GIVEN INFORMATION —
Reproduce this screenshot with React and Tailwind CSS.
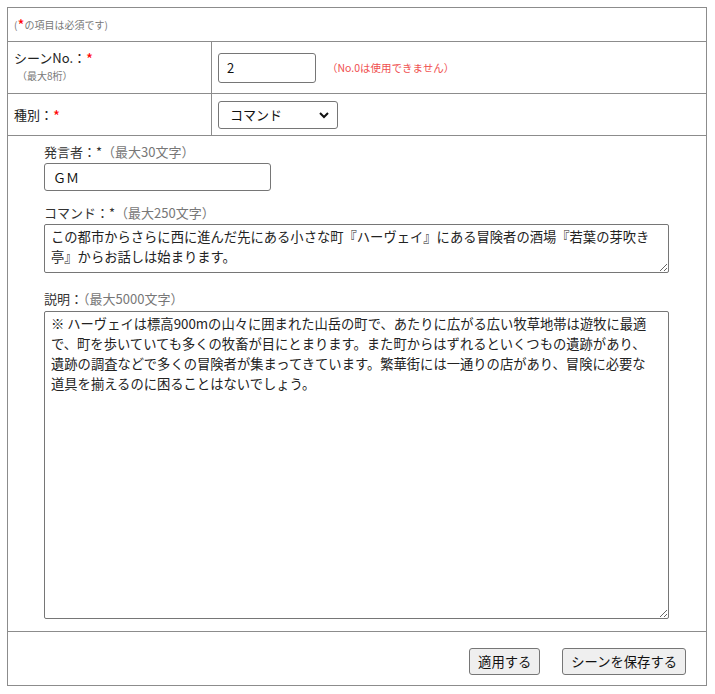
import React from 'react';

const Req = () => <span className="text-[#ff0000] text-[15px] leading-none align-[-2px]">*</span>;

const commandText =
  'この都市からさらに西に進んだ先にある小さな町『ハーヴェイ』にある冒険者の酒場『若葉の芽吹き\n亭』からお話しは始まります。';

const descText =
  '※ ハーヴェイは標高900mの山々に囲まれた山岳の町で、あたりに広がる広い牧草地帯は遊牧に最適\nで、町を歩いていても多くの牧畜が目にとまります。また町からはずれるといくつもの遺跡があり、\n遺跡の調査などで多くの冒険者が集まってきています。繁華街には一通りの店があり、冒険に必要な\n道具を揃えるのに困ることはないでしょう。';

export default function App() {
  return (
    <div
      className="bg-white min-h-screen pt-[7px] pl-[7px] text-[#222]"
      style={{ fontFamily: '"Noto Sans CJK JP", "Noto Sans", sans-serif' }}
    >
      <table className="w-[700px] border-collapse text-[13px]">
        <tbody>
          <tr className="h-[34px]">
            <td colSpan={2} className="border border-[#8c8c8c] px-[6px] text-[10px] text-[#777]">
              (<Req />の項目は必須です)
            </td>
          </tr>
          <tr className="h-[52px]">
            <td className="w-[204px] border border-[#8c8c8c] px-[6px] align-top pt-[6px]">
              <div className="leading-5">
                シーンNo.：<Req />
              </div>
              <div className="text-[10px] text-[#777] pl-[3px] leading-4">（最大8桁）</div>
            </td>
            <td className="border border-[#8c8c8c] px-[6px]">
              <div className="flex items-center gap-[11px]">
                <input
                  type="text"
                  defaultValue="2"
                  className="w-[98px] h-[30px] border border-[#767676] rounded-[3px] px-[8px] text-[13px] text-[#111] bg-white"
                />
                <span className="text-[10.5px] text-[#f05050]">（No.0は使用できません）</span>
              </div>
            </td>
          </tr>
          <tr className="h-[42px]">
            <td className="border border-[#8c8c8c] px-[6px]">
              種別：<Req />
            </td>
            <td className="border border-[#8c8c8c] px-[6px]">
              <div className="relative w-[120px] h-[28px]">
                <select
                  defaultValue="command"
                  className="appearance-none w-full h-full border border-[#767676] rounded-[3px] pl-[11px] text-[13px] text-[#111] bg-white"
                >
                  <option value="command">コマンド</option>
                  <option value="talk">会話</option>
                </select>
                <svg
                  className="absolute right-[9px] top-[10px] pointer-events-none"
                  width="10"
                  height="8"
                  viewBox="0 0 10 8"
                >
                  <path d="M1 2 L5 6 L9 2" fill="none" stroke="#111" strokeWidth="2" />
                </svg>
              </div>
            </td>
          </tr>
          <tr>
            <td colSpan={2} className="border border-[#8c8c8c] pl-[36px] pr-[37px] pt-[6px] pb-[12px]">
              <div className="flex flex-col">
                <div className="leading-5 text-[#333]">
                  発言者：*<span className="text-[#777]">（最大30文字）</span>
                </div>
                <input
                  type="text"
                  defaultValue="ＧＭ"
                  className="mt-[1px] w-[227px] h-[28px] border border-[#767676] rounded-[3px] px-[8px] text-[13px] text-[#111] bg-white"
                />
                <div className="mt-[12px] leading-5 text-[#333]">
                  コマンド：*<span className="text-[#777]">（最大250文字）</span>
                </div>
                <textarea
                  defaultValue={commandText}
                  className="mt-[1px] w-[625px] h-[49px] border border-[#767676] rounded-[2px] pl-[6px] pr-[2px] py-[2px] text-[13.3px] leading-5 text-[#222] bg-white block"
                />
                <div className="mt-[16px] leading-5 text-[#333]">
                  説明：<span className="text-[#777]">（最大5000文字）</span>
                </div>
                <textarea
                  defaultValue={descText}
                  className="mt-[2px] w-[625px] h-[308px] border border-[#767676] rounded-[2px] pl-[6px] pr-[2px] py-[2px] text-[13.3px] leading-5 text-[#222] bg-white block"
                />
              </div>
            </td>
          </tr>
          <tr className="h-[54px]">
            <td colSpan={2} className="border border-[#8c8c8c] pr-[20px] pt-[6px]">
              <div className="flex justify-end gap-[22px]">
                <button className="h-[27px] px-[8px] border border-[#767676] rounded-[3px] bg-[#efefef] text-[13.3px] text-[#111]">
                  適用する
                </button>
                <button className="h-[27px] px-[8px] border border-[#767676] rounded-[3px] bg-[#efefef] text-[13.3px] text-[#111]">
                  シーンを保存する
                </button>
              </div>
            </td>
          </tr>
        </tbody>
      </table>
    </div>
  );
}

WORK TO DO —
Exclude the pictures, and transcribe all of the material exactly.

RESPONSE TO THE EXERCISE —
Reproduce this screenshot with React and Tailwind CSS.
import React from 'react';

const Req = () => <span className="text-[#ff0000] text-[15px] leading-none align-[-2px]">*</span>;

const commandText =
  'この都市からさらに西に進んだ先にある小さな町『ハーヴェイ』にある冒険者の酒場『若葉の芽吹き\n亭』からお話しは始まります。';

const descText =
  '※ ハーヴェイは標高900mの山々に囲まれた山岳の町で、あたりに広がる広い牧草地帯は遊牧に最適\nで、町を歩いていても多くの牧畜が目にとまります。また町からはずれるといくつもの遺跡があり、\n遺跡の調査などで多くの冒険者が集まってきています。繁華街には一通りの店があり、冒険に必要な\n道具を揃えるのに困ることはないでしょう。';

export default function App() {
  return (
    <div
      className="bg-white min-h-screen pt-[7px] pl-[7px] text-[#222]"
      style={{ fontFamily: '"Noto Sans CJK JP", "Noto Sans", sans-serif' }}
    >
      <table className="w-[700px] border-collapse text-[13px]">
        <tbody>
          <tr className="h-[34px]">
            <td colSpan={2} className="border border-[#8c8c8c] px-[6px] text-[10px] text-[#777]">
              (<Req />の項目は必須です)
            </td>
          </tr>
          <tr className="h-[52px]">
            <td className="w-[204px] border border-[#8c8c8c] px-[6px] align-top pt-[6px]">
              <div className="leading-5">
                シーンNo.：<Req />
              </div>
              <div className="text-[10px] text-[#777] pl-[3px] leading-4">（最大8桁）</div>
            </td>
            <td className="border border-[#8c8c8c] px-[6px]">
              <div className="flex items-center gap-[11px]">
                <input
                  type="text"
                  defaultValue="2"
                  className="w-[98px] h-[30px] border border-[#767676] rounded-[3px] px-[8px] text-[13px] text-[#111] bg-white"
                />
                <span className="text-[10.5px] text-[#f05050]">（No.0は使用できません）</span>
              </div>
            </td>
          </tr>
          <tr className="h-[42px]">
            <td className="border border-[#8c8c8c] px-[6px]">
              種別：<Req />
            </td>
            <td className="border border-[#8c8c8c] px-[6px]">
              <div className="relative w-[120px] h-[28px]">
                <select
                  defaultValue="command"
                  className="appearance-none w-full h-full border border-[#767676] rounded-[3px] pl-[11px] text-[13px] text-[#111] bg-white"
                >
                  <option value="command">コマンド</option>
                  <option value="talk">会話</option>
                </select>
                <svg
                  className="absolute right-[9px] top-[10px] pointer-events-none"
                  width="10"
                  height="8"
                  viewBox="0 0 10 8"
                >
                  <path d="M1 2 L5 6 L9 2" fill="none" stroke="#111" strokeWidth="2" />
                </svg>
              </div>
            </td>
          </tr>
          <tr>
            <td colSpan={2} className="border border-[#8c8c8c] pl-[36px] pr-[37px] pt-[6px] pb-[12px]">
              <div className="flex flex-col">
                <div className="leading-5 text-[#333]">
                  発言者：*<span className="text-[#777]">（最大30文字）</span>
                </div>
                <input
                  type="text"
                  defaultValue="ＧＭ"
                  className="mt-[1px] w-[227px] h-[28px] border border-[#767676] rounded-[3px] px-[8px] text-[13px] text-[#111] bg-white"
                />
                <div className="mt-[12px] leading-5 text-[#333]">
                  コマンド：*<span className="text-[#777]">（最大250文字）</span>
                </div>
                <textarea
                  defaultValue={commandText}
                  className="mt-[1px] w-[625px] h-[49px] border border-[#767676] rounded-[2px] pl-[6px] pr-[2px] py-[2px] text-[13.3px] leading-5 text-[#222] bg-white block"
                />
                <div className="mt-[16px] leading-5 text-[#333]">
                  説明：<span className="text-[#777]">（最大5000文字）</span>
                </div>
                <textarea
                  defaultValue={descText}
                  className="mt-[2px] w-[625px] h-[308px] border border-[#767676] rounded-[2px] pl-[6px] pr-[2px] py-[2px] text-[13.3px] leading-5 text-[#222] bg-white block"
                />
              </div>
            </td>
          </tr>
          <tr className="h-[54px]">
            <td colSpan={2} className="border border-[#8c8c8c] pr-[20px] pt-[6px]">
              <div className="flex justify-end gap-[22px]">
                <button className="h-[27px] px-[8px] border border-[#767676] rounded-[3px] bg-[#efefef] text-[13.3px] text-[#111]">
                  適用する
                </button>
                <button className="h-[27px] px-[8px] border border-[#767676] rounded-[3px] bg-[#efefef] text-[13.3px] text-[#111]">
                  シーンを保存する
                </button>
              </div>
            </td>
          </tr>
        </tbody>
      </table>
    </div>
  );
}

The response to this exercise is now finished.